§ Exercise objective
Your task is to copy the listing exactly, with the pictures left out.

□ □ □ □ □

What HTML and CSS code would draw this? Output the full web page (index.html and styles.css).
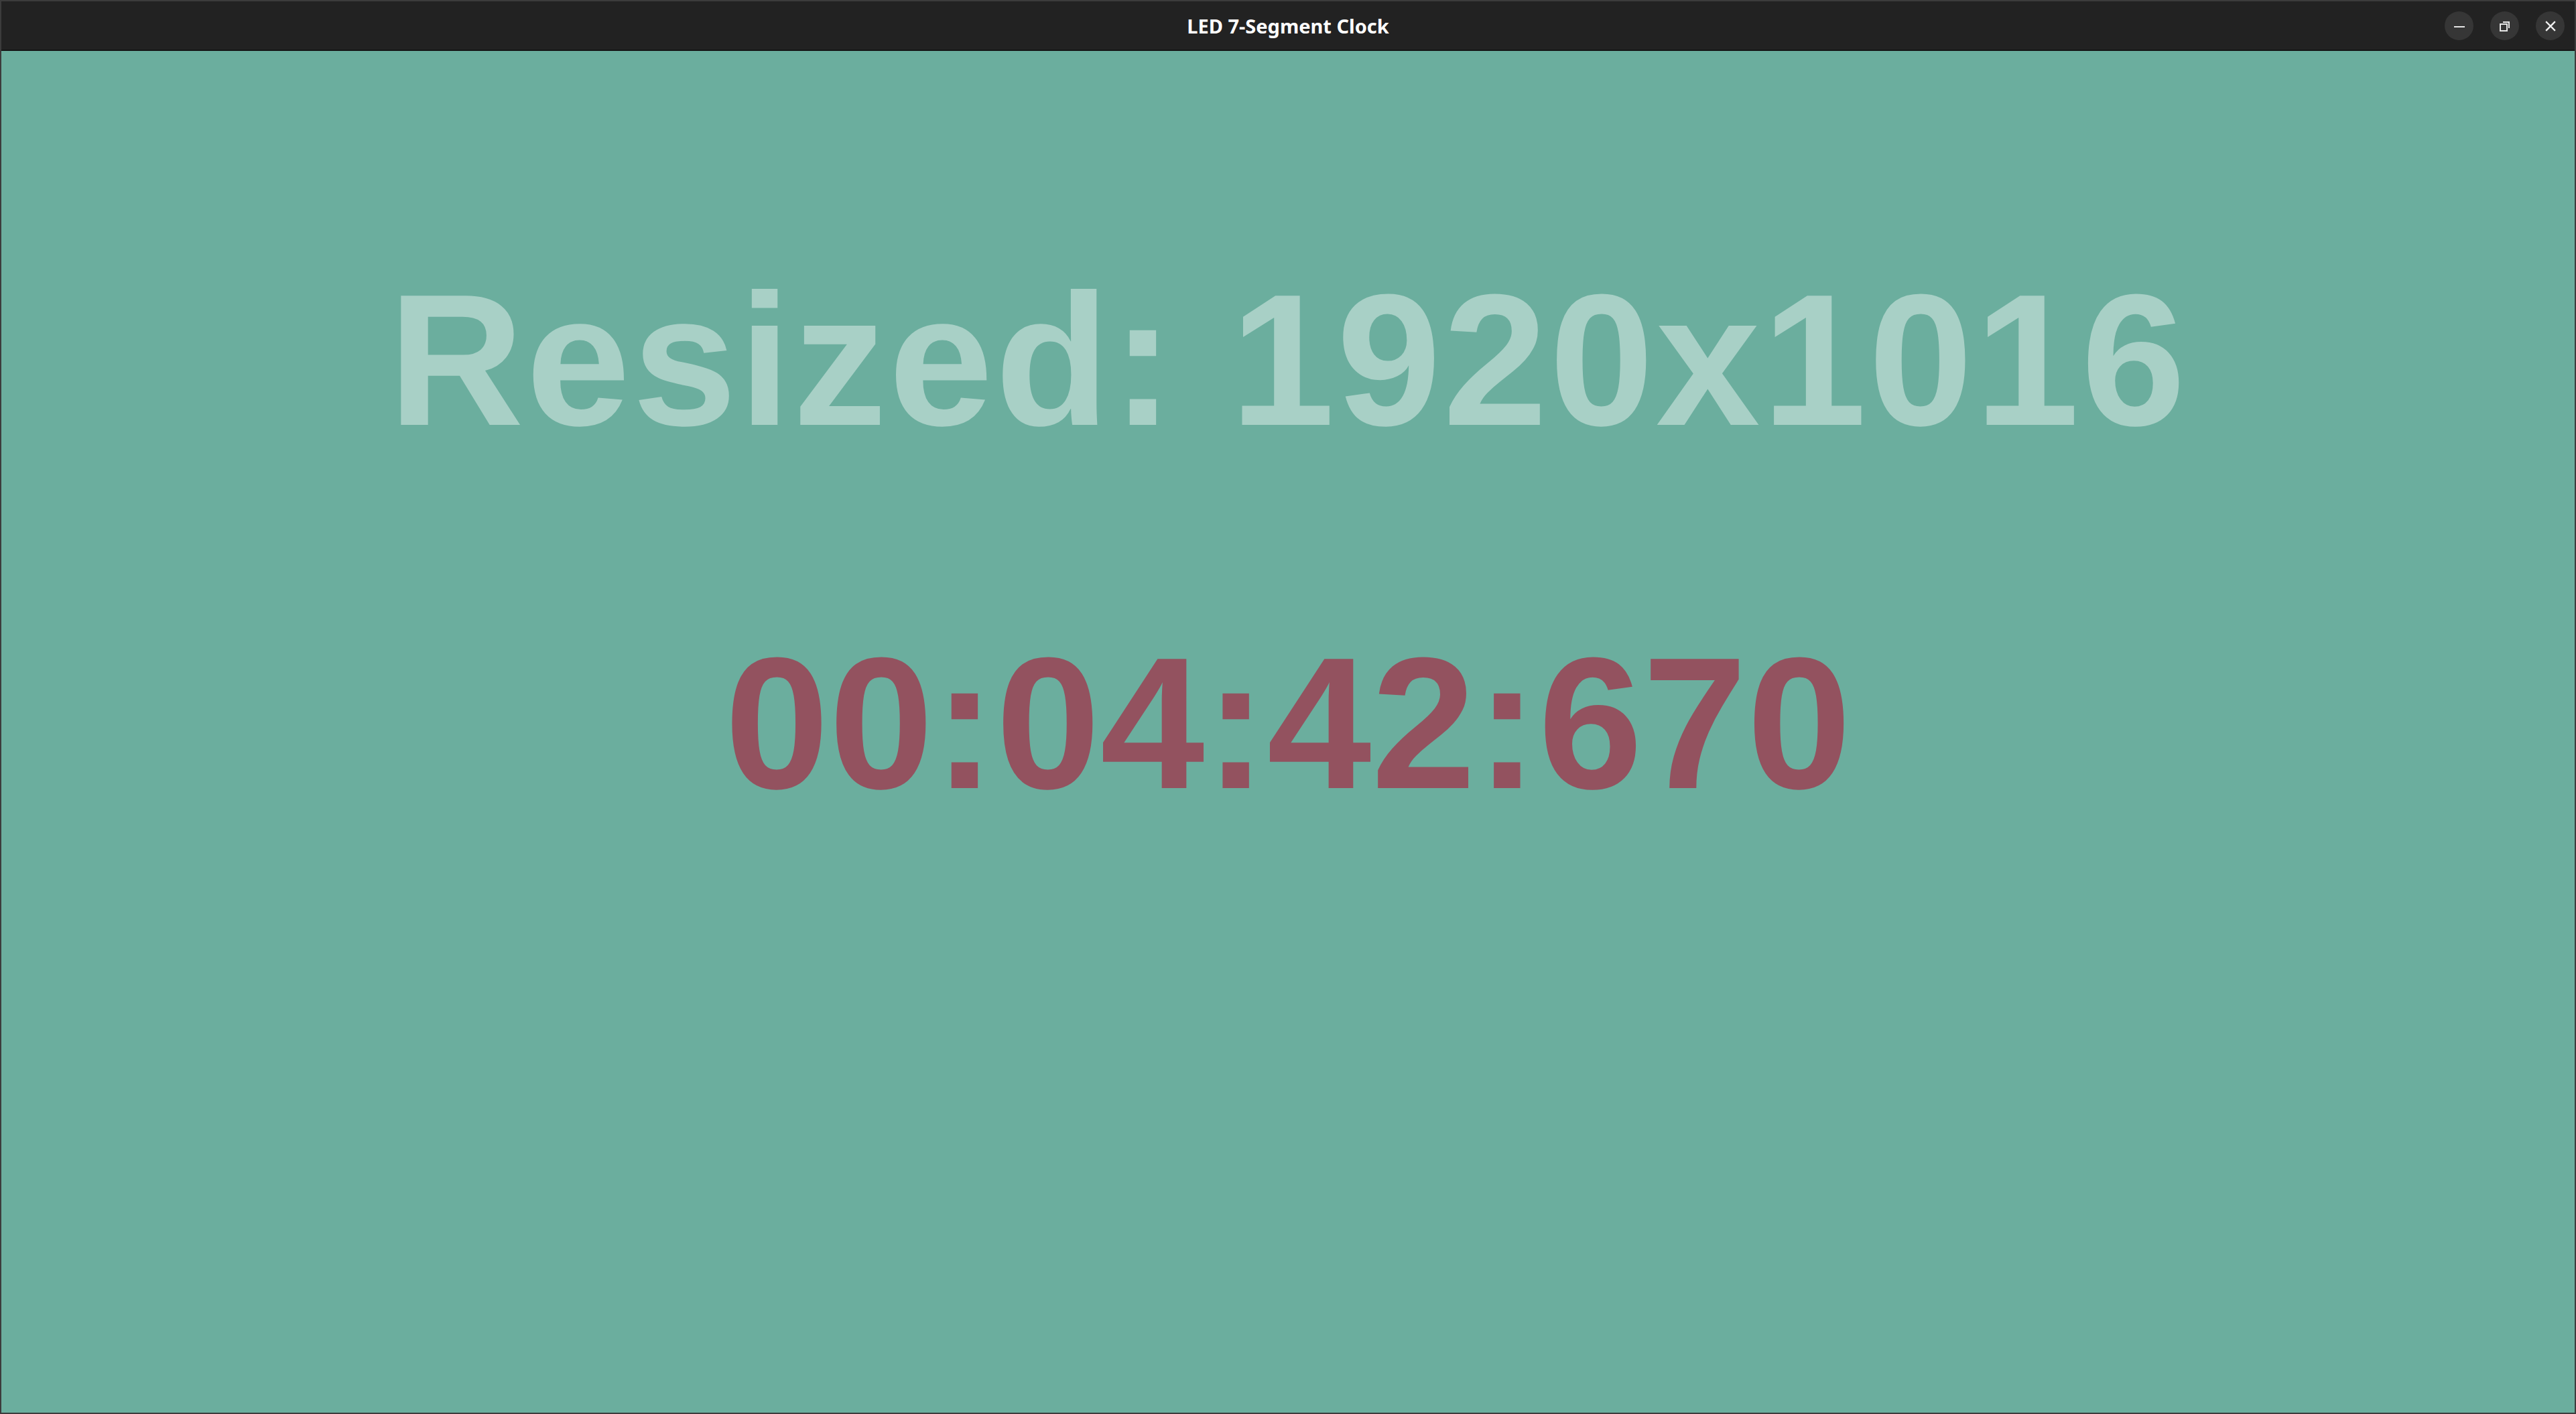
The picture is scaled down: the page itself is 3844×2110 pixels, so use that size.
FILE: index.html
```html
<!DOCTYPE html>
<html lang="en">
<head>
<meta charset="utf-8">
<title>LED 7-Segment Clock</title>
<link rel="stylesheet" href="styles.css">
</head>
<body>
<div class="window">
  <header class="titlebar">
    <div class="title">LED 7-Segment Clock</div>
    <div class="controls">
      <button class="ctl" aria-label="Minimize">
        <svg width="20" height="20" viewBox="0 0 20 20"><rect x="2" y="10" width="16" height="2" fill="#e6e6e6"/></svg>
      </button>
      <button class="ctl" aria-label="Restore">
        <svg width="20" height="20" viewBox="0 0 20 20" fill="none" stroke="#e6e6e6" stroke-width="2"><rect x="3" y="7" width="10" height="10"/><path d="M7 4 H16 V13"/></svg>
      </button>
      <button class="ctl" aria-label="Close">
        <svg width="20" height="20" viewBox="0 0 20 20" stroke="#f0f0f0" stroke-width="2.4" stroke-linecap="square"><path d="M4 4 L16 16 M16 4 L4 16"/></svg>
      </button>
    </div>
  </header>
  <main class="content">
    <div class="resized">Resized: 1920x1016</div>
    <div class="clock">00:04:42:670</div>
  </main>
</div>
</body>
</html>
```
FILE: styles.css
```css
html, body {
  margin: 0;
  padding: 0;
  background: #3a3a3a;
}
.window {
  width: 3844px;
  height: 2110px;
  box-sizing: border-box;
  border: 2px solid #3c3c3c;
  display: flex;
  flex-direction: column;
  background: #222222;
  overflow: hidden;
}
.titlebar {
  position: relative;
  height: 72px;
  flex: none;
  background: #222222;
  border-bottom: 2px solid #151515;
  display: flex;
  align-items: center;
  justify-content: center;
}
.title {
  color: #ffffff;
  font-family: "Noto Sans", "DejaVu Sans", sans-serif;
  font-weight: 700;
  font-size: 29px;
}
.controls {
  position: absolute;
  right: 15px;
  top: 15px;
  display: flex;
  gap: 25px;
}
.ctl {
  width: 43px;
  height: 43px;
  border-radius: 50%;
  border: none;
  padding: 0;
  background: #363636;
  display: flex;
  align-items: center;
  justify-content: center;
}
.content {
  flex: 1;
  background: #6bae9e;
  display: flex;
  flex-direction: column;
  align-items: center;
  padding-top: 321px;
  gap: 262px;
  font-family: "Liberation Sans", Arial, sans-serif;
  font-weight: 700;
}
.resized {
  font-size: 280px;
  line-height: 280px;
  letter-spacing: 3px;
  color: #a8d0c6;
  white-space: nowrap;
}
.clock {
  font-size: 280px;
  line-height: 280px;
  color: #93525f;
  white-space: nowrap;
}
```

□ □ □ □ □

§ Problem solution
What HTML and CSS code would draw this? Output the full web page (index.html and styles.css).
The picture is scaled down: the page itself is 3844×2110 pixels, so use that size.
FILE: index.html
```html
<!DOCTYPE html>
<html lang="en">
<head>
<meta charset="utf-8">
<title>LED 7-Segment Clock</title>
<link rel="stylesheet" href="styles.css">
</head>
<body>
<div class="window">
  <header class="titlebar">
    <div class="title">LED 7-Segment Clock</div>
    <div class="controls">
      <button class="ctl" aria-label="Minimize">
        <svg width="20" height="20" viewBox="0 0 20 20"><rect x="2" y="10" width="16" height="2" fill="#e6e6e6"/></svg>
      </button>
      <button class="ctl" aria-label="Restore">
        <svg width="20" height="20" viewBox="0 0 20 20" fill="none" stroke="#e6e6e6" stroke-width="2"><rect x="3" y="7" width="10" height="10"/><path d="M7 4 H16 V13"/></svg>
      </button>
      <button class="ctl" aria-label="Close">
        <svg width="20" height="20" viewBox="0 0 20 20" stroke="#f0f0f0" stroke-width="2.4" stroke-linecap="square"><path d="M4 4 L16 16 M16 4 L4 16"/></svg>
      </button>
    </div>
  </header>
  <main class="content">
    <div class="resized">Resized: 1920x1016</div>
    <div class="clock">00:04:42:670</div>
  </main>
</div>
</body>
</html>
```
FILE: styles.css
```css
html, body {
  margin: 0;
  padding: 0;
  background: #3a3a3a;
}
.window {
  width: 3844px;
  height: 2110px;
  box-sizing: border-box;
  border: 2px solid #3c3c3c;
  display: flex;
  flex-direction: column;
  background: #222222;
  overflow: hidden;
}
.titlebar {
  position: relative;
  height: 72px;
  flex: none;
  background: #222222;
  border-bottom: 2px solid #151515;
  display: flex;
  align-items: center;
  justify-content: center;
}
.title {
  color: #ffffff;
  font-family: "Noto Sans", "DejaVu Sans", sans-serif;
  font-weight: 700;
  font-size: 29px;
}
.controls {
  position: absolute;
  right: 15px;
  top: 15px;
  display: flex;
  gap: 25px;
}
.ctl {
  width: 43px;
  height: 43px;
  border-radius: 50%;
  border: none;
  padding: 0;
  background: #363636;
  display: flex;
  align-items: center;
  justify-content: center;
}
.content {
  flex: 1;
  background: #6bae9e;
  display: flex;
  flex-direction: column;
  align-items: center;
  padding-top: 321px;
  gap: 262px;
  font-family: "Liberation Sans", Arial, sans-serif;
  font-weight: 700;
}
.resized {
  font-size: 280px;
  line-height: 280px;
  letter-spacing: 3px;
  color: #a8d0c6;
  white-space: nowrap;
}
.clock {
  font-size: 280px;
  line-height: 280px;
  color: #93525f;
  white-space: nowrap;
}
```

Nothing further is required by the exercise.